Following the launch of an appeal by owner Ben Stephenson, Manchester City Council’s licensing team has reversed its decision, meaning the business can now operate as a shop during nationwide lockdown.

“We can confirm that the retail space will operate solely as an off licence, and will be separated from the bar/seating area [so] that all alcohol sold to customers coming onto the premises shall be in sealed containers only,” Stephenson said. 

Back in January, Harpers reported that Blossom Street Social had been left with no choice but to close its doors after council officials issued a notice which prevented all sales of alcohol on site.

In a letter fielded to Manchester City Council, Stephenson asked inspectors to “acknowledge that retail has always been at the heart of my business”.

The dispute appears to have rested on historic sales of food and drink in the premises.
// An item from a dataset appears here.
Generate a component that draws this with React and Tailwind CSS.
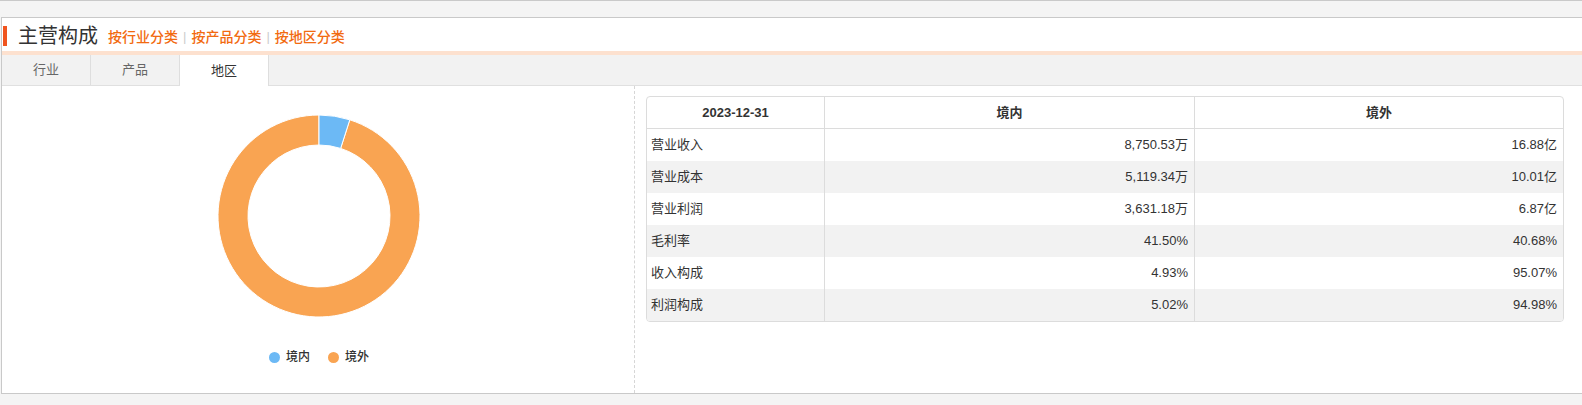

“Even though on the day the regulations came into force, the company was not actually selling food and drink for consumption on the premises, it is the nature and general operating activity of the premises which is important,” a member of the council’s licensing team said.

However, the team has now said that it recognises a hybrid venue can operate solely as a retail space, and has now given licence for this part of the business to sell sealed alcohol.

“The mere fact that my client’s premises have on licences as well as off does not prevent them from trading solely the off licence part of their business,” Rebecca Ingram, representing Stephenson, at Kuit Steinart Levy LLP solicitors, said.